• **Dataset excerpt**

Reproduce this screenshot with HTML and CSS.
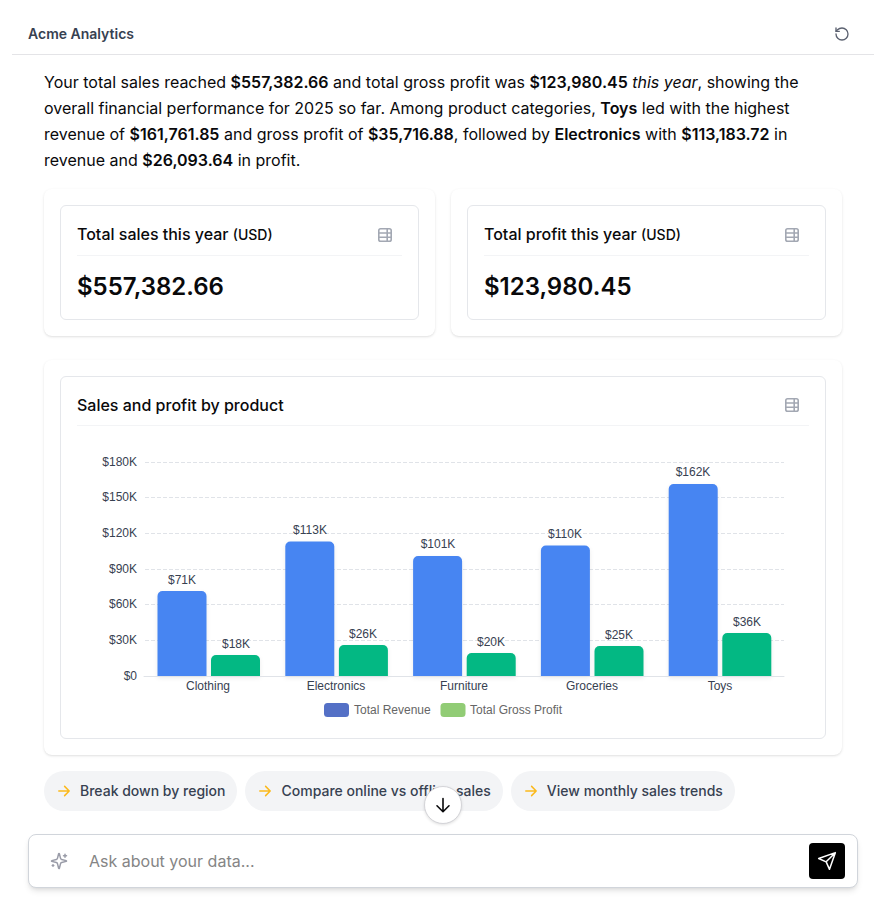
FILE: index.html
```html
<!DOCTYPE html>
<html lang="en">
<head>
<meta charset="utf-8">
<meta name="viewport" content="width=device-width, initial-scale=1">
<title>Acme Analytics</title>
<link rel="stylesheet" href="styles.css">
</head>
<body>
<svg class="defs" aria-hidden="true">
  <symbol id="icon-table" viewBox="0 0 16 16">
    <rect x="1.8" y="1.8" width="12.4" height="12.4" rx="1.8"/>
    <path d="M1.8 6h12.4M1.8 10.2h12.4M10.2 1.8v12.4"/>
  </symbol>
  <symbol id="icon-arrow" viewBox="0 0 16 16">
    <path d="M2.8 8h10.4M8.6 3.4 13.2 8l-4.6 4.6"/>
  </symbol>
</svg>
<div class="app">
  <header class="topbar">
    <h1 class="brand">Acme Analytics</h1>
    <button class="reset" type="button" aria-label="Restart conversation">
      <svg viewBox="0 0 24 24"><path d="M3 12a9 9 0 1 0 9-9 9.75 9.75 0 0 0-6.74 2.74L3 8"/><path d="M3 3v5h5"/></svg>
    </button>
  </header>

  <main class="thread">
    <p class="answer">Your total sales reached <strong>$557,382.66</strong> and total gross profit was <strong>$123,980.45</strong> <em>this year</em>, showing the overall financial performance for 2025 so far. Among product categories, <strong>Toys</strong> led with the highest revenue of <strong>$161,761.85</strong> and gross profit of <strong>$35,716.88</strong>, followed by <strong>Electronics</strong> with <strong>$113,183.72</strong> in revenue and <strong>$26,093.64</strong> in profit.</p>

    <div class="metrics">
      <section class="card">
        <div class="panel">
          <div class="panel-head">
            <h2 class="panel-title">Total sales this year <span class="unit">(USD)</span></h2>
            <button class="table-button" type="button" aria-label="View as table"><svg><use href="#icon-table"/></svg></button>
          </div>
          <p class="metric">$557,382.66</p>
        </div>
      </section>
      <section class="card">
        <div class="panel">
          <div class="panel-head">
            <h2 class="panel-title">Total profit this year <span class="unit">(USD)</span></h2>
            <button class="table-button" type="button" aria-label="View as table"><svg><use href="#icon-table"/></svg></button>
          </div>
          <p class="metric">$123,980.45</p>
        </div>
      </section>
    </div>

    <section class="card">
      <div class="panel">
        <div class="panel-head">
          <h2 class="panel-title">Sales and profit by product</h2>
          <button class="table-button" type="button" aria-label="View as table"><svg><use href="#icon-table"/></svg></button>
        </div>
        <svg class="chart" viewBox="0 0 732 296" role="img" aria-label="Sales and profit by product">
          <g class="grid">
            <path d="M68 36.5H707M68 71.5H707M68 107.5H707M68 143.5H707M68 178.5H707M68 214.5H707"/>
          </g>
          <g class="axis-y">
            <text x="60" y="40">$180K</text>
            <text x="60" y="75">$150K</text>
            <text x="60" y="111">$120K</text>
            <text x="60" y="147">$90K</text>
            <text x="60" y="182">$60K</text>
            <text x="60" y="218">$30K</text>
            <text x="60" y="254">$0</text>
          </g>
          <g class="revenue">
            <path d="M80.5 250V170a5 5 0 0 1 5-5h39a5 5 0 0 1 5 5V250z"/>
            <path d="M208.3 250V120.5a5 5 0 0 1 5-5h39a5 5 0 0 1 5 5V250z"/>
            <path d="M336.1 250V135a5 5 0 0 1 5-5h39a5 5 0 0 1 5 5V250z"/>
            <path d="M463.9 250V124.5a5 5 0 0 1 5-5h39a5 5 0 0 1 5 5V250z"/>
            <path d="M591.7 250V63a5 5 0 0 1 5-5h39a5 5 0 0 1 5 5V250z"/>
          </g>
          <g class="profit">
            <path d="M134 250V234a5 5 0 0 1 5-5h39a5 5 0 0 1 5 5V250z"/>
            <path d="M261.9 250V224a5 5 0 0 1 5-5h39a5 5 0 0 1 5 5V250z"/>
            <path d="M389.7 250V232a5 5 0 0 1 5-5h39a5 5 0 0 1 5 5V250z"/>
            <path d="M517.5 250V225a5 5 0 0 1 5-5h39a5 5 0 0 1 5 5V250z"/>
            <path d="M645.3 250V212a5 5 0 0 1 5-5h39a5 5 0 0 1 5 5V250z"/>
          </g>
          <path class="baseline" d="M67 250.5H707"/>
          <g class="labels">
            <text x="105" y="158">$71K</text>
            <text x="233" y="108">$113K</text>
            <text x="361" y="122">$101K</text>
            <text x="488" y="112">$110K</text>
            <text x="616" y="50">$162K</text>
            <text x="159" y="222">$18K</text>
            <text x="286" y="212">$26K</text>
            <text x="414" y="220">$20K</text>
            <text x="542" y="213">$25K</text>
            <text x="670" y="200">$36K</text>
            <text x="131" y="264">Clothing</text>
            <text x="259" y="264">Electronics</text>
            <text x="387" y="264">Furniture</text>
            <text x="515" y="264">Groceries</text>
            <text x="643" y="264">Toys</text>
          </g>
          <rect class="key-revenue" x="247" y="277" width="25" height="14" rx="3.5"/>
          <rect class="key-profit" x="363.5" y="277" width="25" height="14" rx="3.5"/>
          <g class="legend">
            <text x="277" y="288">Total Revenue</text>
            <text x="393" y="288">Total Gross Profit</text>
          </g>
        </svg>
      </div>
    </section>

    <div class="suggestions">
      <button class="chip" type="button"><svg><use href="#icon-arrow"/></svg><span class="chip-text">Break down by region</span></button>
      <button class="chip" type="button"><svg><use href="#icon-arrow"/></svg><span class="chip-text">Compare online vs offline sales</span></button>
      <button class="chip" type="button"><svg><use href="#icon-arrow"/></svg><span class="chip-text">View monthly sales trends</span></button>
    </div>
  </main>

  <footer class="dock">
    <button class="scroll-down" type="button" aria-label="Scroll to bottom">
      <svg viewBox="0 0 20 20"><path d="M10 3.5v13M4 10.8l6 5.9 6-5.9"/></svg>
    </button>
    <form class="composer">
      <svg class="sparkle" viewBox="0 0 24 24" aria-hidden="true"><path d="M9.937 15.5A2 2 0 0 0 8.5 14.063l-6.135-1.582a.5.5 0 0 1 0-.962L8.5 9.936A2 2 0 0 0 9.937 8.5l1.582-6.135a.5.5 0 0 1 .963 0L14.063 8.5A2 2 0 0 0 15.5 9.937l6.135 1.581a.5.5 0 0 1 0 .964L15.5 14.063a2 2 0 0 0-1.437 1.437l-1.582 6.135a.5.5 0 0 1-.963 0z"/><path d="M20 3v4M22 5h-4M4 17v2M5 18H3"/></svg>
      <input class="prompt" type="text" aria-label="Ask about your data" placeholder="Ask about your data...">
      <button class="send" type="submit" aria-label="Send">
        <svg viewBox="0 0 24 24"><path d="M22 2 11 13M22 2l-7 20-4-9-9-4z"/></svg>
      </button>
    </form>
  </footer>
</div>
</body>
</html>
```
FILE: styles.css
```css
* { box-sizing: border-box; }

body {
  margin: 0;
  background: #fff;
  color: #09090b;
  font-family: Inter, "Liberation Sans", sans-serif;
  font-size: 16px;
}

h1, h2, p { margin: 0; }

button {
  border: 0;
  padding: 0;
  background: none;
  color: inherit;
  font: inherit;
  cursor: pointer;
}

svg {
  display: block;
  fill: none;
  stroke: currentColor;
  stroke-linecap: round;
  stroke-linejoin: round;
}

.defs {
  position: absolute;
  width: 0;
  height: 0;
}

.app { margin: 0 11px 0 12px; }

.topbar {
  display: flex;
  align-items: center;
  justify-content: space-between;
  padding: 24px 24px 10px 16px;
  border-bottom: 1px solid #e4e4e7;
}

.brand {
  color: #374151;
  font-size: 14px;
  font-weight: 600;
  line-height: 20px;
}

.reset { color: #5b6170; }
.reset svg { width: 16px; height: 16px; stroke-width: 2; }

.thread {
  display: flex;
  flex-direction: column;
  padding: 14px 32px 0;
}

.answer {
  margin-bottom: 16px;
  line-height: 26px;
}

.answer strong { font-weight: 600; }

.metrics {
  display: grid;
  grid-template-columns: 1fr 1fr;
  gap: 16px;
  margin-bottom: 24px;
}

.card {
  padding: 16px;
  border-radius: 8px;
  background: #fff;
  box-shadow: 0 1px 3px rgba(0, 0, 0, 0.1), 0 1px 2px -1px rgba(0, 0, 0, 0.1);
}

.panel {
  padding: 16px;
  border: 1px solid #e5e7eb;
  border-radius: 6px;
}

.panel-head {
  display: flex;
  align-items: center;
  justify-content: space-between;
  padding: 0 9px 8px 0;
  border-bottom: 1px solid #f3f4f6;
}

.panel-title {
  font-size: 16px;
  font-weight: 500;
  line-height: 24px;
}

.unit { font-size: 14px; }

.table-button { color: #a3a8b3; }
.table-button svg { width: 16px; height: 16px; stroke-width: 1.6; }

.metric {
  padding-top: 15px;
  font-size: 24px;
  font-weight: 600;
  line-height: 32px;
}

.chart {
  width: 100%;
  height: auto;
  stroke: none;
  font-family: "Liberation Sans", Arial, sans-serif;
  font-size: 12px;
}

.grid { stroke: #e0e3e8; stroke-dasharray: 4 2; stroke-linecap: butt; }
.axis-y { fill: #374151; text-anchor: end; }
.labels { fill: #374151; text-anchor: middle; }
.legend { fill: #666; }
.revenue { fill: #4785f2; }
.profit { fill: #03b883; }
.revenue, .profit { filter: drop-shadow(0 2px 2px rgba(0, 0, 0, 0.08)); }
.baseline { stroke: #e0e3e8; }
.key-revenue { fill: #5470c6; }
.key-profit { fill: #91cc75; }

.suggestions {
  display: flex;
  flex-wrap: wrap;
  gap: 8px;
  margin-top: 16px;
}

.chip {
  display: flex;
  align-items: center;
  gap: 8px;
  height: 40px;
  padding: 0 12px;
  border-radius: 20px;
  background: #f3f4f6;
  color: #374151;
  font-size: 14px;
  font-weight: 500;
}

.chip-text { padding-bottom: 2px; }

.chip svg {
  width: 16px;
  height: 16px;
  color: #fbb91c;
  stroke-width: 1.5;
}

.dock {
  position: relative;
  padding: 23px 16px 28px;
}

.scroll-down {
  position: absolute;
  top: -25px;
  left: 50%;
  display: grid;
  place-items: center;
  width: 38px;
  height: 38px;
  margin-left: -19px;
  border: 1px solid #d4d4d8;
  border-radius: 50%;
  background: #fff;
  box-shadow: 0 1px 3px rgba(0, 0, 0, 0.12);
}

.scroll-down svg { width: 20px; height: 20px; stroke-width: 1.6; }

.composer {
  display: flex;
  align-items: center;
  padding: 8px 12px 8px 21px;
  border: 1px solid #d1d5db;
  border-radius: 8px;
  background: #fff;
  box-shadow: 0 4px 6px -1px rgba(0, 0, 0, 0.1), 0 2px 4px -2px rgba(0, 0, 0, 0.1);
}

.sparkle {
  width: 18px;
  height: 18px;
  color: #9a9ca8;
  stroke-width: 2;
}

.prompt {
  flex: 1;
  min-width: 0;
  margin-left: 21px;
  padding: 0;
  border: 0;
  outline: 0;
  background: transparent;
  color: inherit;
  font: inherit;
}

.prompt::placeholder { color: #858585; opacity: 1; }

.send {
  display: grid;
  place-items: center;
  width: 36px;
  height: 36px;
  border-radius: 4px;
  background: #000;
  color: #fff;
}

.send svg { width: 20px; height: 20px; stroke-width: 1.8; }
```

• **Task statement**
Return every line in the listing that contains the word "with".

• **Solution to the exercise**
Reproduce this screenshot with HTML and CSS.
    <p class="answer">Your total sales reached <strong>$557,382.66</strong> and total gross profit was <strong>$123,980.45</strong> <em>this year</em>, showing the overall financial performance for 2025 so far. Among product categories, <strong>Toys</strong> led with the highest revenue of <strong>$161,761.85</strong> and gross profit of <strong>$35,716.88</strong>, followed by <strong>Electronics</strong> with <strong>$113,183.72</strong> in revenue and <strong>$26,093.64</strong> in profit.</p>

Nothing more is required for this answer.